2

i'm trying to scan prices from THIS page, i want to use this preg_match to extract prices from this div: <span class="price"><b>519,00&nbsp;€</b></span>. What is the correct preg_match?

This is my extractor script:

<?php
echo  "funziona!";

    if(!$fp = fopen("https://www.google.it/webhp?sourceid=chrome-instant&ion=1&espv=2&es_th=1&ie=UTF-8#tbs=vw:l,mr:1&tbm=shop&q=samsung+galaxy+note+4&tbas=0" ,"r" )) {
        return false;
    } //our fopen is right, so let's go
    $content = "";

    while(!feof($fp)) { //while it is not the last line, we will add the current line to our $content
        $content .= fgets($fp, 1024);
    }
    fclose($fp); //we are done here, don't need the main source anymore
?>

<?php
//our fopen, fgets here

//our magic regex here
preg_match_all('/<span class=\"price">(.*?)<\/span>/s',$content, $prices); //THIS IS PREG_MATCH 
    echo $prices[0][0]."<br />";
?>

I have never used preg_match before, i'm trying to adapt this script.
Thank you.

leofabri
  • 141
  • 12
  • What happens with the current code? You don't need to escape the double quote, `\"`. You also want the first index, not the zero index of prices. – chris85 Jul 10 '15 at 18:41
  • This should print prices from webpages, but there are errors. The full code is in this guide http://www.1stwebdesigner.com/php-crawler-tutorial/ – leofabri Jul 10 '15 at 18:43
  • 2
    there is no "correct" preg. regexes + html = bad idea. use a DOM parser. – Marc B Jul 10 '15 at 18:43
  • There are guides on stack overflow? I haven't found it :( – leofabri Jul 10 '15 at 18:47
  • Ok i found This http://stackoverflow.com/questions/3577641/how-do-you-parse-and-process-html-xml-in-php – leofabri Jul 10 '15 at 18:48
  • Thank you for the advice :) – leofabri Jul 10 '15 at 18:48
  • 1
    That content is loaded via javascript. Check the content your regexing agaisnt in the PHP. Is "price" there? You will have the same issue when trying with a parser, you need the content to be correct first. – chris85 Jul 10 '15 at 18:49
  • And what should i use to get prices? – leofabri Jul 10 '15 at 18:53
  • 1
    I'm not sure how it is populated. You'll need to research that and have a way to make the PHP emulate that process. – chris85 Jul 10 '15 at 18:55
  • Because i can use even this site to find prices. Maybe is better? http://www.trovaprezzi.it/Fprezzo_tablet_samsung_t805_galaxy_tab_s_10_5_16gb_4g.aspx – leofabri Jul 10 '15 at 18:59
  • That page should work, element is different though. `` – chris85 Jul 10 '15 at 19:08
  • Ok, but i need to use preg_match? I have never tried anything like this before – leofabri Jul 10 '15 at 19:10
  • Let us [continue this discussion in chat](http://chat.stackoverflow.com/rooms/82988/discussion-between-chris85-and-leofabri). – chris85 Jul 10 '15 at 19:15

2 Answers2

1

You should use a parser, not a regex to accomplish this task. Here's a sample of how this could be done using the simple html dom parser.

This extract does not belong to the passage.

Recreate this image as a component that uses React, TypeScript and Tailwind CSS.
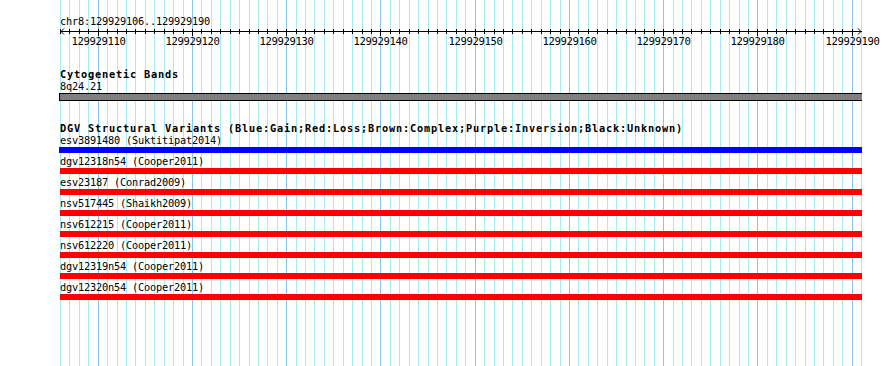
import React from "react";

const START = 129929106;
const BASES = 85;
const LEFT = 60;
const STEP = 9.425;

const xAt = (i: number) => Math.round(LEFT + i * STEP) + 0.5;

interface Variant {
    id: string;
    study: string;
    kind: "gain" | "loss";
}

const variants: Variant[] = [
    { id: "esv3891480", study: "Suktitipat2014", kind: "gain" },
    { id: "dgv12318n54", study: "Cooper2011", kind: "loss" },
    { id: "esv23187", study: "Conrad2009", kind: "loss" },
    { id: "nsv517445", study: "Shaikh2009", kind: "loss" },
    { id: "nsv612215", study: "Cooper2011", kind: "loss" },
    { id: "nsv612220", study: "Cooper2011", kind: "loss" },
    { id: "dgv12319n54", study: "Cooper2011", kind: "loss" },
    { id: "dgv12320n54", study: "Cooper2011", kind: "loss" },
];

// gd-like fonts: small = 6px per char, bold = 7px per char
const small = "font-['DejaVu_Sans_Mono',monospace] text-[10.3px] tracking-[-0.2px] h-[12px] leading-[12px] whitespace-pre";
const bold = "font-['DejaVu_Sans_Mono',monospace] text-[10.3px] tracking-[0.8px] font-bold h-[12px] leading-[12px] whitespace-pre";

const Grid = () => (
    <svg
        className="absolute inset-0"
        width={890}
        height={366}
        viewBox="0 0 890 366"
    >
        {Array.from({ length: BASES + 1 }, (_, i) => (
            <line
                key={i}
                x1={xAt(i)}
                x2={xAt(i)}
                y1={0}
                y2={366}
                stroke={i % 10 === 4 ? "#86c6ee" : "#a8ecf2"}
                strokeWidth={1}
            />
        ))}
    </svg>
);

const Ruler = () => {
    const end = xAt(BASES) + 0.5;
    return (
        <svg width={890} height={20} viewBox="0 0 890 20" className="block -ml-[60px]">
            <line x1={LEFT} x2={end} y1={4.5} y2={4.5} stroke="#000" />
            <polyline points={`${LEFT + 4},1.5 ${LEFT + 1},4.5 ${LEFT + 4},7.5`} fill="none" stroke="#000" />
            <polyline points={`${end - 4},1.5 ${end - 1},4.5 ${end - 4},7.5`} fill="none" stroke="#000" />
            {Array.from({ length: BASES }, (_, i) => {
                const major = i % 10 === 4;
                return (
                    <line
                        key={i}
                        x1={xAt(i)}
                        x2={xAt(i)}
                        y1={2}
                        y2={major ? 9 : 7}
                        stroke="#000"
                    />
                );
            })}
            {Array.from({ length: 9 }, (_, k) => {
                const i = 4 + k * 10;
                return (
                    <text
                        key={k}
                        x={xAt(i)}
                        y={17.5}
                        textAnchor="middle"
                        fontFamily="DejaVu Sans Mono, monospace"
                        fontSize={10.6}
                        letterSpacing={-0.38}
                        fill="#000"
                    >
                        {START + i}
                    </text>
                );
            })}
        </svg>
    );
};

export default function App() {
    return (
        <div className="relative w-[890px] h-[366px] overflow-hidden bg-white text-black">
            <Grid />
            <div className="relative pl-[60px] pt-[15px]">
                <div className={small}>chr8:129929106..129929190</div>
                <Ruler />

                <div className={`${bold} mt-[21px]`}>Cytogenetic Bands</div>
                <div className={small}>8q24.21</div>
                <div className="mt-[1px] -ml-[1px] w-[803px] h-[8px] bg-[#808080] border-y border-l border-black" />

                <div className={`${bold} mt-[21px]`}>
                    DGV Structural Variants (Blue:Gain;Red:Loss;Brown:Complex;Purple:Inversion;Black:Unknown)
                </div>
                <div className="flex flex-col">
                    {variants.map((v) => (
                        <div key={v.id} className="flex flex-col pb-[2px]">
                            <div className={small}>
                                {v.id} ({v.study})
                            </div>
                            <div
                                className={
                                    v.kind === "gain"
                                        ? "mt-[1px] -ml-[1px] w-[803px] h-[6px] bg-[#0000ff]"
                                        : "mt-[1px] w-[802px] h-[6px] bg-[#ff0000]"
                                }
                            />
                        </div>
                    ))}
                </div>
            </div>
        </div>
    );
}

include_once 'simple_html_dom.php';
$html = file_get_html('http://www.example.com');
foreach($html->find('span') as $element) {
    if(strpos($element->class, 'price')){
        echo $element->innertext . "\n";
    }
}

This also is a pretty loose check you may get back more results than you want. It only is checking that the span's class contains the word price.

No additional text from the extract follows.